- Work instructions -
Using the data below, gather each line that includes the word "React".

- Data provided -

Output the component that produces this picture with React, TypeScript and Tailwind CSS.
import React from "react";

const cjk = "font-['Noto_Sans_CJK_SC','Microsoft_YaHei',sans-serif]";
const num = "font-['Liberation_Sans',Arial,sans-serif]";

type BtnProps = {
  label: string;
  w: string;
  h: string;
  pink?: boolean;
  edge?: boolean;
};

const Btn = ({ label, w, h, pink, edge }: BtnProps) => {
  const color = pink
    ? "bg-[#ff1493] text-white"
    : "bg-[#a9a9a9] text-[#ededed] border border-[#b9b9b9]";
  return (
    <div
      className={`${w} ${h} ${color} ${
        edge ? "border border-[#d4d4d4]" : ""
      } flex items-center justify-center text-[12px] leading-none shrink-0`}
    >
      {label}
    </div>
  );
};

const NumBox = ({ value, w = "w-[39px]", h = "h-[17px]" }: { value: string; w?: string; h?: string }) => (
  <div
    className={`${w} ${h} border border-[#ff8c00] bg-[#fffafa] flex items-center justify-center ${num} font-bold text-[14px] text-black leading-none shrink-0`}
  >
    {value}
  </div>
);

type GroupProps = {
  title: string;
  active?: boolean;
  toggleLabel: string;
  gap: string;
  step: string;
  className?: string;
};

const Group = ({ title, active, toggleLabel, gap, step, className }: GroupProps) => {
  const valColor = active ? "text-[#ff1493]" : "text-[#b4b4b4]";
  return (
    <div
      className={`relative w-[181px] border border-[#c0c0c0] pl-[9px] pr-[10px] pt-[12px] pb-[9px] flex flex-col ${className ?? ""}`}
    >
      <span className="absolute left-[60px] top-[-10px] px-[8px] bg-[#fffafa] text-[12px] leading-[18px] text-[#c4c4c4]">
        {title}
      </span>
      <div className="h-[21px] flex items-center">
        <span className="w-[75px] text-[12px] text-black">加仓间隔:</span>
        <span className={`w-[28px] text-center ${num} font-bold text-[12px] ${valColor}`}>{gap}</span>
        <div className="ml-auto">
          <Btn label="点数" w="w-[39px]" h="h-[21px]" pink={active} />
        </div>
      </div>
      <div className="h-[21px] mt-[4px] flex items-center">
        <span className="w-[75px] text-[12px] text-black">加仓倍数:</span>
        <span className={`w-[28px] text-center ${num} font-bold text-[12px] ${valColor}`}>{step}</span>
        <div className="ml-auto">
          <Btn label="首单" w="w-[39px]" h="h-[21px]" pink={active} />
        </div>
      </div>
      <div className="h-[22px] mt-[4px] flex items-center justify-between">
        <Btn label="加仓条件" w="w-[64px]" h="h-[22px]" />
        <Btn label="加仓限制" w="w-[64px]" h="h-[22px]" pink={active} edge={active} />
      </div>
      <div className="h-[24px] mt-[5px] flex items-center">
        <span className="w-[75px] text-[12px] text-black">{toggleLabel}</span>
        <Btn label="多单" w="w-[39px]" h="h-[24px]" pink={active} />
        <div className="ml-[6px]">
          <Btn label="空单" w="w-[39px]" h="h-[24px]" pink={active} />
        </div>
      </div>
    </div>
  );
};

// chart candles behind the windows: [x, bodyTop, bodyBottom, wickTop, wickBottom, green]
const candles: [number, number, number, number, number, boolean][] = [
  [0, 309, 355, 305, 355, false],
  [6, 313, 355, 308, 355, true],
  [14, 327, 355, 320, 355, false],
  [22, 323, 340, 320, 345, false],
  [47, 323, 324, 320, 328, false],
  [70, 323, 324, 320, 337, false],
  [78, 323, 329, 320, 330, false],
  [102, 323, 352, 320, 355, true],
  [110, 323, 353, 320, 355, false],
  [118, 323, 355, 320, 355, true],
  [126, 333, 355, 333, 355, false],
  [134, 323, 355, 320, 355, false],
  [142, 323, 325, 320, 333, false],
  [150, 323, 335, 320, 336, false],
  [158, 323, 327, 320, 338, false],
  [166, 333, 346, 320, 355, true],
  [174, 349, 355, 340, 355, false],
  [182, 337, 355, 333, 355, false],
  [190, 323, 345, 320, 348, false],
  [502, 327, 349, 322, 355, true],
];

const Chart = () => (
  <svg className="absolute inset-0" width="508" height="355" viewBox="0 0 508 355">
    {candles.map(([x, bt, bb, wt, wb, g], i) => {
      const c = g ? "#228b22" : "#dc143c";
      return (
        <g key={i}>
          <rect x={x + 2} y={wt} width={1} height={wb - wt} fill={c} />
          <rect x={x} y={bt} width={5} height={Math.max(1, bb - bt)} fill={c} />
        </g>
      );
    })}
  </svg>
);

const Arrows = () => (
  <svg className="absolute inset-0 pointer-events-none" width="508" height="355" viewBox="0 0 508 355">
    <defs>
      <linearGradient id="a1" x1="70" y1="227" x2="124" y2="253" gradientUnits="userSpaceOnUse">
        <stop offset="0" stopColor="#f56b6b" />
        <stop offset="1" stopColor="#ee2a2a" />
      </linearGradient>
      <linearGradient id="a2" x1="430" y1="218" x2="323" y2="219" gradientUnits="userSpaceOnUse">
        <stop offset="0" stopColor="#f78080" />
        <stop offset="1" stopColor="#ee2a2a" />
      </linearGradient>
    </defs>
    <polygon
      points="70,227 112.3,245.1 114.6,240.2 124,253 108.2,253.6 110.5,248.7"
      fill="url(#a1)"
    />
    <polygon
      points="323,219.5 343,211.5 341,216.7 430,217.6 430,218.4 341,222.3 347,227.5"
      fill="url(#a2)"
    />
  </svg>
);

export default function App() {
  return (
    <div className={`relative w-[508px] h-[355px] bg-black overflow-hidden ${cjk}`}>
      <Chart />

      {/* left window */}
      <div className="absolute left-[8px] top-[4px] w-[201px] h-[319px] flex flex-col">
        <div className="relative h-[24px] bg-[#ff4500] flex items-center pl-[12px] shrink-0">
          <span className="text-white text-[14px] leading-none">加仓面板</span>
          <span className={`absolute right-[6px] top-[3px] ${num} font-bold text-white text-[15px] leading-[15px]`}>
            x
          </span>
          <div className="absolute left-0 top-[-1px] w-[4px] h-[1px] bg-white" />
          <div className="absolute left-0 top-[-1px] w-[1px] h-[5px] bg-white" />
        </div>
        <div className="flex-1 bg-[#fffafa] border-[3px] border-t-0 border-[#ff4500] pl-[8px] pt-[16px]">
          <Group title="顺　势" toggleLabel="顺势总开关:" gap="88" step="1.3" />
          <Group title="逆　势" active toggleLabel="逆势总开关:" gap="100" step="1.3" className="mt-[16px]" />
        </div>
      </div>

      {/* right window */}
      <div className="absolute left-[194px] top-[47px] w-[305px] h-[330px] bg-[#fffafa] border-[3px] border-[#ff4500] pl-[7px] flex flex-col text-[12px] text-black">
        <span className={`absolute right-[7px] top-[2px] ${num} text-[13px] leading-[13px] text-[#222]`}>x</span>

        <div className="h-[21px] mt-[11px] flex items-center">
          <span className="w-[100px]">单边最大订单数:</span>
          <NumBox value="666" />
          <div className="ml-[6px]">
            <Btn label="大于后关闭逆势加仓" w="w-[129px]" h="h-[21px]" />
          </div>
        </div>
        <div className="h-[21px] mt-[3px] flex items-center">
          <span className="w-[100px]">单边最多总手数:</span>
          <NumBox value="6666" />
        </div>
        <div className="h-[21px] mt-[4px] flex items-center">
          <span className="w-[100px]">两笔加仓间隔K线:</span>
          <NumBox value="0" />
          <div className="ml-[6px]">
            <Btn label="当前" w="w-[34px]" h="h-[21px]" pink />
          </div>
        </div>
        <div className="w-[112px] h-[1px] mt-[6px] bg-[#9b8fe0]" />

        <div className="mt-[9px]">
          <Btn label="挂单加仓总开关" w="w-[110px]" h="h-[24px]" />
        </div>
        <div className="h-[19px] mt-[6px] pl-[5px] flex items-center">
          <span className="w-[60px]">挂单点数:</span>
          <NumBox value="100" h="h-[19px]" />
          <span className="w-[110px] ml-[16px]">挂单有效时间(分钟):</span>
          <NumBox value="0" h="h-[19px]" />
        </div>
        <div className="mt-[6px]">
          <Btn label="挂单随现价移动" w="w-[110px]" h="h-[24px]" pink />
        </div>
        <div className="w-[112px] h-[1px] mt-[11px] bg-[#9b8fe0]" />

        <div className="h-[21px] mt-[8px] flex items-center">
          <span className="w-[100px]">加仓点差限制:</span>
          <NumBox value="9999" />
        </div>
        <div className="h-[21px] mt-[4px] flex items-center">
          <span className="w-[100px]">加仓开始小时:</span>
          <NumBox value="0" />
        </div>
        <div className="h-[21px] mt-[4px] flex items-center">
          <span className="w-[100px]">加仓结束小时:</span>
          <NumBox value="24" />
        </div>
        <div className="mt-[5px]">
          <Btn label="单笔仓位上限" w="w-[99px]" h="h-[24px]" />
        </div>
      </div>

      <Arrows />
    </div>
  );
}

- Response -
Output the component that produces this picture with React, TypeScript and Tailwind CSS.
import React from "react";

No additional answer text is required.